Agreed.. seems even the aclu picks and chooses what co stitutional rights are good for some but not others. Its this simple you allow the u.s. government to take guns say bye to ALL your rights the government deems unnecessary.. they have already started with "red flag" laws that deny every american of their right to due process. It should be called the ex wife revenge law, shes mad she didnt get everything in the divorce shes entitled to, husband has a gun collection or avid hunter i cant have it neither can you, police, yea my husband is mean and threatened me hes dangerous oh and he has guns a court hearing then takes place without you to be there to face your accusers and defend these accusations then your guns are taken you must now spend tens of thousands of dollars to get your rights back with no gurantee of getting antlything back. It more than obvious where this law will lead. When do we start taking away and bending the looney lefties 1st ammendments so we dont have to keep going through this B.S.? Oh thats right this is America rights ARE NOT TO BE INFRINGED it is repeated over and over in the constitution.

Jack Vasko

I think the ACLU needs to take a much clearer and consistent stance on what age American must achieve to be awarded their rights. How about the ACLU puts out a document on which constitutionally protected rights you get at each birthday? What age does the 4th, 5th, and 6th,


So the Second Amendment gets a far different treatment from you than the others.
Got it.
Pick and choose what parts of the Bill of Rights you like and what you don't.
And you wonder why people don;t like you.


It is truly sad to see the ACLU compromising on a Constitutional Right. I would note that MLK was denied his 2A Rights using the same framework as written above. I would also note that there is no such thing as an assault weapon; that is a made up term based on the cosmetic appearance of a firearm and was proven ineffective the last time it was attempted. I highly doubt the ACLU would support similar restrictions on the 1A, 4A, 5A, 6A, etc.

I would suggest the ACLU actually look at the data instead of virtue-signalling using made up data and terms. Seriously, almost all mass shootings and most "gun violence" occurs in cities and areas that have been controlled by Progressive Democrats for over 50 years with high gun control.

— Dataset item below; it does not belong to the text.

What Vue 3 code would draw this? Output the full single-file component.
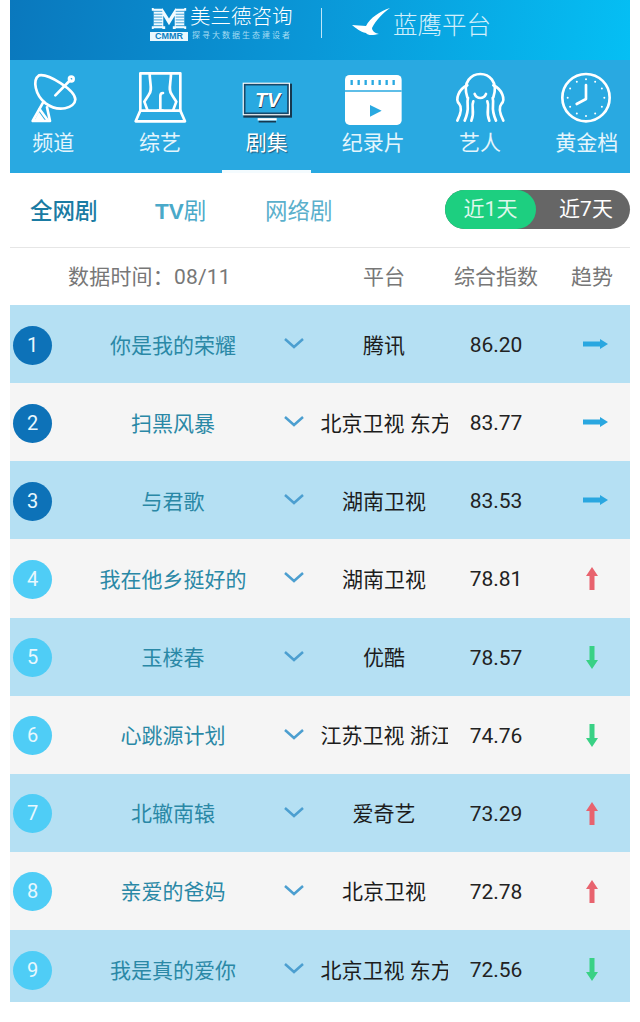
<script setup>
const navItems = [
  { key: 'dish', label: '频道' },
  { key: 'stage', label: '综艺' },
  { key: 'tv', label: '剧集', active: true },
  { key: 'film', label: '纪录片' },
  { key: 'artist', label: '艺人' },
  { key: 'clock', label: '黄金档' }
]

const rows = [
  { n: 1, title: '你是我的荣耀', platform: '腾讯', score: '86.20', trend: 'flat' },
  { n: 2, title: '扫黑风暴', platform: '北京卫视 东方卫视', score: '83.77', trend: 'flat' },
  { n: 3, title: '与君歌', platform: '湖南卫视', score: '83.53', trend: 'flat' },
  { n: 4, title: '我在他乡挺好的', platform: '湖南卫视', score: '78.81', trend: 'up' },
  { n: 5, title: '玉楼春', platform: '优酷', score: '78.57', trend: 'down' },
  { n: 6, title: '心跳源计划', platform: '江苏卫视 浙江卫视', score: '74.76', trend: 'down' },
  { n: 7, title: '北辙南辕', platform: '爱奇艺', score: '73.29', trend: 'up' },
  { n: 8, title: '亲爱的爸妈', platform: '北京卫视', score: '72.78', trend: 'up' },
  { n: 9, title: '我是真的爱你', platform: '北京卫视 东方卫视', score: '72.56', trend: 'down' }
]

const ticks = Array.from({ length: 12 }, (_, i) => {
  const a = (i * Math.PI) / 6
  return { x: 84 + 55 * Math.sin(a), y: 83 - 55 * Math.cos(a) }
})
const filmTicks = [20, 41, 62, 83, 104, 125, 146]
const mBars = [0, 3, 6, 9, 12, 15, 18, 21]
</script>

<template>
  <div class="page">
    <header class="brand">
      <div class="mark">
        <svg class="m-logo" viewBox="0 0 36 22" aria-hidden="true">
          <path class="m-solid" d="M0 0h11l7 11 7-11h11v3h-2v16h2v3H22v-3h2V8l-6 10-6-10v11h2v3H0v-3h2V3H0z" />
          <g class="m-cuts">
            <path v-for="y in mBars" :key="y" :d="`M2 ${y + 0.5}h9M25 ${y + 0.5}h9`" />
          </g>
        </svg>
        <span class="cmmr">CMMR</span>
      </div>
      <div class="mark-text">
        <span class="mark-name">美兰德咨询</span>
        <span class="mark-tag">探寻大数据生态建设者</span>
      </div>
      <span class="brand-divider"></span>
      <svg class="bird" viewBox="0 0 38 29" aria-hidden="true">
        <path d="M38 0C28 3 18 10 14 18 10 18 4 17 0 17c4 3 8 7 14 8 2 3 8 2 13 1-5-1-7-4-7-6C24 12 32 4 38 0z" />
      </svg>
      <span class="platform-name">蓝鹰平台</span>
    </header>

    <nav class="nav">
      <div class="nav-grid">
        <div v-for="item in navItems" :key="item.key" class="nav-item" :class="{ active: item.active }">
          <svg class="nav-icon" viewBox="0 0 170 170" aria-hidden="true">
            <g v-if="item.key === 'dish'" class="line">
              <path d="M42 16C70 10 150 60 151 88 150 115 100 128 62 100 30 75 22 30 42 16z" />
              <path d="M91 76l45-46" />
              <circle cx="139" cy="27" r="7" />
              <path d="M54 98L23 153h52L66 112" />
              <path d="M44 118l24 33" />
              <path class="solid" d="M29 150l13-24 17 24z" />
            </g>
            <g v-else-if="item.key === 'stage'" class="line">
              <path d="M25 122V10h120v112" />
              <path d="M25 122L11 154h148l-14-32z" />
              <path d="M53 10c0 30 10 50-3 65l-13 20 10 27" />
              <path d="M117 10c0 30-10 50 3 65l13 20-10 27" />
              <path d="M85 122V78c0-6 4-9 8-9" />
              <path d="M78 122h14" />
            </g>
            <g v-else-if="item.key === 'tv'">
              <rect class="tv-shadow" x="16" y="41" width="146" height="102" />
              <rect class="tv-frame" x="14" y="38" width="142" height="98" />
              <rect class="tv-inner" x="20" y="44" width="130" height="86" />
              <text class="tv-shade" x="91" y="113">TV</text>
              <text class="tv-text" x="89" y="111">TV</text>
              <path class="tv-stand" d="M59 148h57" />
              <path class="tv-stand-dark" d="M62 155h52" />
            </g>
            <g v-else-if="item.key === 'film'">
              <rect class="film" x="0" y="15" width="170" height="150" rx="14" />
              <path class="film-line" d="M0 63h170" />
              <path v-for="x in filmTicks" :key="x" class="film-tick" :d="`M${x} 30v15`" />
              <path class="film-play" d="M75 105l35 17-35 18z" />
            </g>
            <g v-else-if="item.key === 'artist'" class="line">
              <path d="M46 82C30 34 60 12 85 12s55 22 39 70" />
              <path d="M68 72c7 16 27 16 34 0" />
              <path d="M46 46C20 58 8 88 22 102c10 12 2 34-6 50" />
              <path d="M124 46c26 12 38 42 24 56-10 12-2 34 6 50" />
              <path d="M48 84c-6 22 8 28-10 68" />
              <path d="M122 84c6 22-8 28 10 68" />
              <path d="M64 94c-8 18 6 30-6 58" />
              <path d="M106 94c8 18-6 30 6 58" />
            </g>
            <g v-else class="line">
              <circle cx="84" cy="83" r="71" />
              <circle v-for="(t, i) in ticks" :key="i" class="solid" :cx="t.x" :cy="t.y" r="3" />
              <path d="M84 45v42L56 102" />
            </g>
          </svg>
          <span class="nav-label">{{ item.label }}</span>
        </div>
      </div>
    </nav>

    <section class="tabs">
      <span class="tab current">全网剧</span>
      <span class="tab tab-tv"><b>TV</b>剧</span>
      <span class="tab tab-web">网络剧</span>
      <div class="toggle">
        <span class="toggle-on">近1天</span>
        <span class="toggle-off">近7天</span>
      </div>
    </section>

    <section class="table-head">
      <span class="date">数据时间：08/11</span>
      <span class="center">平台</span>
      <span class="center">综合指数</span>
      <span class="center trend-head">趋势</span>
    </section>

    <section class="table">
      <div v-for="row in rows" :key="row.n" class="row">
        <span class="rank" :class="{ top: row.n <= 3 }">{{ row.n }}</span>
        <span class="title">{{ row.title }}</span>
        <svg class="chevron" viewBox="0 0 22 12" aria-hidden="true"><path d="M2 2l9 8 9-8" /></svg>
        <div class="platform"><span class="platform-inner">{{ row.platform }}</span></div>
        <span class="score">{{ row.score }}</span>
        <div class="trend">
          <svg v-if="row.trend === 'flat'" class="arrow flat" viewBox="0 0 30 26" aria-hidden="true">
            <path d="M4 10.500h17V8l8 5-8 5v-2.500H4z" />
          </svg>
          <svg v-else-if="row.trend === 'up'" class="arrow up" viewBox="0 0 30 26" aria-hidden="true">
            <path d="M15 2l6 9h-3.500v14h-5V11H9z" />
          </svg>
          <svg v-else class="arrow down" viewBox="0 0 30 26" aria-hidden="true">
            <path d="M15 25l6-9h-3.500V2h-5v14H9z" />
          </svg>
        </div>
      </div>
    </section>
  </div>
</template>

<style scoped>
.page {
  box-sizing: border-box;
  width: 640px;
  height: 1022px;
  padding: 0 10px;
  background: #fff;
  overflow: hidden;
  font-family: Roboto, "Noto Sans CJK SC", sans-serif;
}

.brand {
  box-sizing: border-box;
  height: 60px;
  padding-left: 140px;
  display: flex;
  align-items: flex-start;
  background: linear-gradient(100deg, #0a78bd 0%, #0a98d8 50%, #05bff4 100%);
  color: #fff;
}
.mark {
  margin-top: 8px;
  width: 38px;
  display: flex;
  flex-direction: column;
  align-items: center;
  gap: 3px;
}
.m-logo { width: 36px; height: 21px; }
.m-solid { fill: #f2fbff; }
.m-cuts path { stroke: #0a88cb; stroke-width: 0.800; fill: none; }
.cmmr {
  width: 38px;
  height: 9px;
  background: #eaf8fe;
  color: #0a7fc2;
  font: 700 9px/9px "Liberation Sans", sans-serif;
  text-align: center;
}
.mark-text {
  margin: 5px 0 0 2px;
  width: 104px;
  display: flex;
  flex-direction: column;
}
.mark-name {
  font-size: 20.500px;
  line-height: 25px;
  font-weight: 300;
  white-space: nowrap;
}
.mark-tag {
  font-size: 8px;
  line-height: 10px;
  margin: 1px 0 0 2px;
  color: #a5dcf3;
  white-space: nowrap;
  letter-spacing: 2px;
}
.brand-divider {
  width: 1px;
  height: 30px;
  margin: 8px 0 0 27px;
  background: #bfe6f8;
}
.bird {
  width: 38px;
  height: 29px;
  margin: 8px 0 0 30px;
  fill: #fff;
}
.platform-name {
  margin: 11px 0 0 3px;
  font-size: 24.500px;
  line-height: 30px;
  font-weight: 300;
  color: #d2effb;
  white-space: nowrap;
}

.nav {
  height: 113px;
  background: #29a9e1;
  overflow: hidden;
}
.nav-grid {
  width: 640px;
  margin-left: -10px;
  height: 100%;
  display: grid;
  grid-template-columns: repeat(6, 1fr);
}
.nav-item {
  position: relative;
  display: flex;
  flex-direction: column;
  align-items: center;
  padding-top: 10px;
  color: #e4f5fc;
}
.nav-item.active::after {
  content: "";
  position: absolute;
  left: 9px;
  right: 9px;
  bottom: 0;
  height: 3px;
  background: #f4fbfe;
}
.nav-icon {
  width: 56.670px;
  height: 56.670px;
  overflow: visible;
}
.nav-label {
  margin-top: 3px;
  font-size: 21px;
  line-height: 26px;
  white-space: nowrap;
}
.active .nav-label {
  text-shadow: 1px 1px 1px #1d5c80;
  color: #fff;
}
.line {
  fill: none;
  stroke: #fff;
  stroke-width: 8;
  stroke-linecap: round;
  stroke-linejoin: round;
}
.solid { fill: #fff; stroke: none; }
.tv-shadow { fill: #17384f; }
.tv-frame { fill: #fff; }
.tv-inner { fill: #29a9e1; stroke: #17486a; stroke-width: 5; }
.tv-text,
.tv-shade {
  font: italic 700 60px "Liberation Sans", sans-serif;
  text-anchor: middle;
}
.tv-text { fill: #fff; }
.tv-shade { fill: #17384f; }
.tv-stand { stroke: #fff; stroke-width: 7; fill: none; }
.tv-stand-dark { stroke: #17384f; stroke-width: 5; fill: none; }
.film { fill: #fff; }
.film-line { stroke: #29a9e1; stroke-width: 4; fill: none; }
.film-tick { stroke: #29a9e1; stroke-width: 7; fill: none; }
.film-play { fill: #29a9e1; }

.tabs {
  box-sizing: border-box;
  height: 75px;
  padding: 0 0 3px 20px;
  display: flex;
  align-items: center;
  border-bottom: 1px solid #e6e6e6;
}
.tab {
  font-size: 22.500px;
  white-space: nowrap;
}
.tab b { font-weight: 700; font-family: "Liberation Sans", sans-serif; }
.current { color: #1a7ba3; font-weight: 500; width: 125px; }
.tab-tv { color: #4aa9c9; width: 110px; }
.tab-web { color: #5bb0cc; }
.toggle {
  margin-left: auto;
  width: 185px;
  height: 39px;
  margin-top: 2px;
  border-radius: 20px;
  background: #666;
  display: flex;
  color: #fff;
  font-size: 21px;
  line-height: 39px;
}
.toggle-on {
  width: 91px;
  border-radius: 20px;
  background: #1dcf80;
  color: #dff7ec;
  text-align: center;
}
.toggle-off {
  flex: 1;
  text-align: center;
  padding-left: 6px;
}

.table-head,
.row {
  display: grid;
  grid-template-columns: 64px 198px 44px 136px 88px 90px;
  align-items: center;
}
.table-head {
  height: 57px;
  color: #777;
  font-size: 21px;
  padding-bottom: 3px;
  box-sizing: border-box;
}
.date {
  grid-column: 1 / 4;
  padding-left: 58px;
  white-space: nowrap;
  letter-spacing: 0.200px;
}
.center { text-align: center; white-space: nowrap; }
.trend-head { padding-left: 14px; }

.row {
  box-sizing: border-box;
  height: 78.125px;
  padding-top: 2px;
  background: #f5f5f5;
  font-size: 21px;
}
.row:nth-child(odd) { background: #b5e0f3; }
.row:last-child { height: 72px; padding-top: 8px; }
.rank {
  width: 39px;
  height: 39px;
  margin-left: 3px;
  border-radius: 50%;
  background: #4fcdf6;
  color: #e8f8fe;
  text-align: center;
  line-height: 39px;
  font-size: 20px;
}
.rank.top { background: #0d72b8; }
.title {
  text-align: center;
  color: #2a88a6;
  white-space: nowrap;
  margin-bottom: 3px;
}
.chevron {
  width: 22px;
  height: 12px;
  justify-self: center;
  fill: none;
  stroke: #4c9fd0;
  stroke-width: 2.500;
  margin-bottom: 4px;
}
.platform {
  width: 127px;
  justify-self: center;
  overflow: hidden;
  display: flex;
  justify-content: safe center;
  color: #1c1c1c;
  margin-bottom: 3px;
}
.platform-inner { white-space: nowrap; flex: none; }
.score {
  text-align: center;
  color: #222;
  font-size: 21px;
}
.trend {
  padding-left: 14px;
  display: flex;
  justify-content: center;
}
.arrow { width: 30px; height: 26px; margin-bottom: 2px; }
.flat { fill: #2aa7e0; margin-left: 4px; }
.up { fill: #e8636e; }
.down { fill: #39d185; }
</style>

If the infringements against the Second Amendment were being perpetrated against the First, the ACLU would be outraged.

Erwin Lincoln

Perhaps, though as they clearly have a different interpretation of the Second than you so why would they put resources towards it? Constitutional rights are tied to civil liberties, but they aren't the liberties themselves. Liberties are tied to values, the second amendment is a means to a value, not the value itself. The right to own an item (firearm) may be tied to self defense, or some other right like to fight tyranny, but by itself it is a means not an end. Other amendments are tied specifically to liberty based values, the limits if government broadly, and equal protection directly. Or weirdly the right not to have trooos quartered, proof that the document was very much tied to the immediate concerns of the time and not just a declaration of liberty or human rights.